Win Without Fighting
... those who win every battle are not really skillful—those who render others’ armies helpless without fighting are the best of all.
In business we compete with each other for customers by offering attractive products at good prices. When companies differentiate themselves from their competitors and offer unique and desirable products at profitable prices, they capture a market that is profitable. When they get into a price war with each other simply by offering products similar to their competitors at lower prices, they destroy the markets they are trying to capture. Whoever wins after a lengthy price war will capture a market that has little profit left in it, so it will not be worth much.

Avoid Strength, Attack Weakness
Military formation is like water—the form of water is to avoid the high and go to the low, the form of a military force is to avoid the full and attack the empty; the flow of water is determined by the earth, the victory of a military force is determined by the opponent.
All too often companies attack each other head on. All too often they make the obvious moves. Because those moves are so obvious, they are also easier to prepare for and easier for competitors to fend off. This is what happens in price wars or when companies launch copycat me too products and services. If a company instead finds an unexpected new way to attract customers or a way to disrupt a competitor’s supply chain, those actions are far more likely to succeed. And those successes will happen faster and cost much less than a direct frontal attack on a competitor’s entrenched market position.

Know Truth, Sow Deception
... it is said that if you know others and know yourself, you will not be imperiled in a hundred battles; if you do not know others but know yourself, you win one and lose one; if you do not know others and do not know yourself, you will be imperiled in every single battle.
Companies do not take the time to collect information and truly understand their situation and that of their competitors. Because the business world is awash in data, we feel overwhelmed by it all. We filter or summarize it, or we simply don’t bother. But in that process, we often miss important information that could improve our chances of success. There are also tremendous competitive advantages to be gained by deceiving opponents and causing them to believe in and act on one assumption while we move in a different direction to attack them at an advantageous and unexpected location. Avoid making obvious and predictable moves.
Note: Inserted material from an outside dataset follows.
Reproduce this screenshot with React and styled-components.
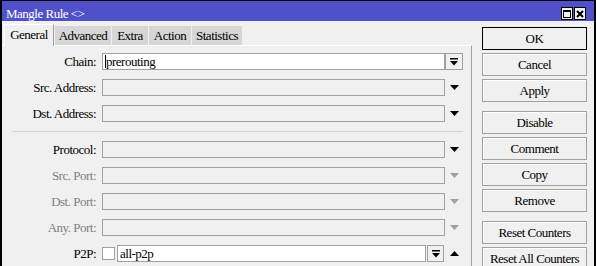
import React from "react";
import styled, { createGlobalStyle, css } from "styled-components";

const Global = createGlobalStyle`
  html, body { margin: 0; padding: 0; background: #f0f0f0; }
  * { box-sizing: border-box; }
  body {
    font-family: "Liberation Serif", "Times New Roman", serif;
    font-size: 13px;
    letter-spacing: -0.5px;
    color: #000;
  }
`;

const Window = styled.div`
  width: 596px;
  height: 266px;
  overflow: hidden;
  border-top: 1px solid #000;
  border-left: 2px solid #000;
  border-right: 2px solid #000;
  background: #f0f0f0;
  display: flex;
  flex-direction: column;
`;

const TitleBar = styled.div`
  height: 20px;
  flex: none;
  background: #5050c8;
  display: flex;
  align-items: flex-start;
  justify-content: space-between;
  padding: 0 8px 0 4px;
`;

const Title = styled.div`
  color: #fff;
  line-height: 14px;
  padding-top: 6px;
  white-space: nowrap;
`;

const TitleButtons = styled.div`
  display: flex;
  gap: 1px;
  padding-top: 6px;
`;

const TitleBtn = styled.div`
  width: 12px;
  height: 13px;
  border: 1px solid #000;
  background: #f0f0f0;
  display: flex;
  align-items: center;
  justify-content: center;
`;

const Body = styled.div`
  flex: 1;
  display: flex;
  min-height: 0;
`;

const Main = styled.div`
  width: 470px;
  flex: none;
  display: flex;
  flex-direction: column;
`;

const TabBar = styled.div`
  height: 24px;
  flex: none;
  display: flex;
  align-items: flex-end;
  gap: 1px;
  padding-left: 2px;
`;

const Tab = styled.div`
  width: ${(p) => p.$w}px;
  height: 19px;
  line-height: 19px;
  text-align: center;
  background: #d6d6d6;
  white-space: nowrap;
  ${(p) =>
    p.$active &&
    css`
      height: 22px;
      margin-bottom: -1px;
      position: relative;
      z-index: 1;
      background: #f0f0f0;
      border-top: 1px solid #fff;
      border-left: 1px solid #fff;
      border-right: 1px solid #a0a0a0;
    `}
`;

const Panel = styled.div`
  flex: 1;
  border-top: 1px solid #fff;
  border-right: 1px solid #a0a0a0;
  padding-top: 7px;
  display: flex;
  flex-direction: column;
  gap: 9px;
`;

const Row = styled.div`
  display: flex;
  align-items: center;
  height: 17px;
`;

const Label = styled.div`
  width: 94px;
  margin-right: 6px;
  text-align: right;
  line-height: 17px;
  white-space: nowrap;
  color: ${(p) => (p.$disabled ? "#808080" : "#000")};
`;

const Field = styled.div`
  width: 361px;
  height: 17px;
  display: flex;
  align-items: center;
`;

const Input = styled.div`
  flex: 1;
  height: 17px;
  border: 1px solid #a0a0a0;
  background: ${(p) => (p.$editable ? "#fff" : "#f0f0f0")};
  line-height: 15px;
  padding-left: 2px;
  margin-right: ${(p) => p.$mr || 0}px;
  white-space: nowrap;
  overflow: hidden;
  display: flex;
  align-items: center;
`;

const Caret = styled.span`
  display: inline-block;
  width: 1px;
  height: 13px;
  background: #000;
`;

const DropBtn = styled.div`
  width: ${(p) => p.$w}px;
  height: 17px;
  flex: none;
  border: 1px solid #a0a0a0;
  background: #f0f0f0;
  display: flex;
  align-items: center;
  justify-content: center;
`;

const ArrowSlot = styled.div`
  width: 18px;
  height: 17px;
  flex: none;
  margin-left: ${(p) => p.$ml || 0}px;
  display: flex;
  align-items: center;
  justify-content: center;
`;

const Check = styled.div`
  width: 13px;
  height: 13px;
  flex: none;
  border: 1px solid #a0a0a0;
  background: #fff;
  margin-right: 2px;
`;

const Separator = styled.div`
  height: 1px;
  background: #d4d4d4;
  margin: 0 8px 0 10px;
`;

const ButtonColumn = styled.div`
  width: 105px;
  margin-left: 10px;
  padding-top: 6px;
  display: flex;
  flex-direction: column;
  gap: 9px;
`;

const ButtonGroup = styled.div`
  display: flex;
  flex-direction: column;
  gap: 3px;
`;

const Button = styled.div`
  height: 23px;
  line-height: 21px;
  text-align: center;
  white-space: nowrap;
  background: #f0f0f0;
  border: 1px solid ${(p) => (p.$default ? "#000" : "#a0a0a0")};
  box-shadow: ${(p) => (p.$default ? "none" : "inset 1px 1px 0 #fff")};
`;

const DropIcon = () => (
  <svg width="8" height="8" viewBox="0 0 8 8">
    <rect x="0" y="0" width="8" height="1.5" fill="#000" />
    <polygon points="0,3 8,3 4,7.5" fill="#000" />
  </svg>
);

const Arrow = ({ up, disabled }) => (
  <svg width="9" height="5" viewBox="0 0 9 5">
    <polygon
      points={up ? "0,5 9,5 4.5,0" : "0,0 9,0 4.5,5"}
      fill={disabled ? "#a0a0a0" : "#000"}
    />
  </svg>
);

const tabs = [
  ["General", 50, true],
  ["Advanced", 56],
  ["Extra", 36],
  ["Action", 42],
  ["Statistics", 50],
];

const ArrowRow = ({ label, disabled }) => (
  <Row>
    <Label $disabled={disabled}>{label}</Label>
    <Field>
      <Input />
      <ArrowSlot>
        <Arrow disabled={disabled} />
      </ArrowSlot>
    </Field>
  </Row>
);

export default function App() {
  return (
    <>
      <Global />
      <Window>
        <TitleBar>
          <Title>Mangle Rule &lt;&gt;</Title>
          <TitleButtons>
            <TitleBtn>
              <svg width="8" height="8" viewBox="0 0 8 8">
                <rect x="0.5" y="0.5" width="7" height="7" fill="none" stroke="#000" />
                <rect x="0" y="0" width="8" height="2" fill="#000" />
              </svg>
            </TitleBtn>
            <TitleBtn>
              <svg width="8" height="8" viewBox="0 0 8 8">
                <path d="M1 1 L7 7 M7 1 L1 7" stroke="#000" strokeWidth="2" />
              </svg>
            </TitleBtn>
          </TitleButtons>
        </TitleBar>
        <Body>
          <Main>
            <TabBar>
              {tabs.map(([t, w, a]) => (
                <Tab key={t} $w={w} $active={a}>
                  {t}
                </Tab>
              ))}
            </TabBar>
            <Panel>
              <Row>
                <Label>Chain:</Label>
                <Field>
                  <Input $editable>
                    <Caret />
                    prerouting
                  </Input>
                  <DropBtn $w={18}>
                    <DropIcon />
                  </DropBtn>
                </Field>
              </Row>
              <ArrowRow label="Src. Address:" />
              <ArrowRow label="Dst. Address:" />
              <Separator />
              <ArrowRow label="Protocol:" />
              <ArrowRow label="Src. Port:" disabled />
              <ArrowRow label="Dst. Port:" disabled />
              <ArrowRow label="Any. Port:" disabled />
              <Row>
                <Label>P2P:</Label>
                <Field>
                  <Check />
                  <Input $editable $mr={1}>all-p2p</Input>
                  <DropBtn $w={17}>
                    <DropIcon />
                  </DropBtn>
                  <ArrowSlot $ml={1}>
                    <Arrow up />
                  </ArrowSlot>
                </Field>
              </Row>
            </Panel>
          </Main>
          <ButtonColumn>
            <ButtonGroup>
              <Button $default>OK</Button>
              <Button>Cancel</Button>
              <Button>Apply</Button>
            </ButtonGroup>
            <ButtonGroup>
              <Button>Disable</Button>
              <Button>Comment</Button>
              <Button>Copy</Button>
              <Button>Remove</Button>
            </ButtonGroup>
            <ButtonGroup>
              <Button>Reset Counters</Button>
              <Button>Reset All Counters</Button>
            </ButtonGroup>
          </ButtonColumn>
        </Body>
      </Window>
    </>
  );
}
Organize for Speed, Build Momentum
Order and disorder are a matter of organization, courage and cowardice are a matter of momentum, strength and weakness are a matter of formation.
The energy and commitment needed within a company to maintain speed and momentum require that the company be well organized and that its people enjoy the positive effects and rewards that this momentum can provide them. Once an advantage is perceived, companies must move quickly to capitalize on it. Once an advantage is gained, companies must keep moving to capitalize on new opportunities that appear. When companies pause, when they fail to follow up on opportunities in a timely manner, they lose their business advantage as competitors catch up with them.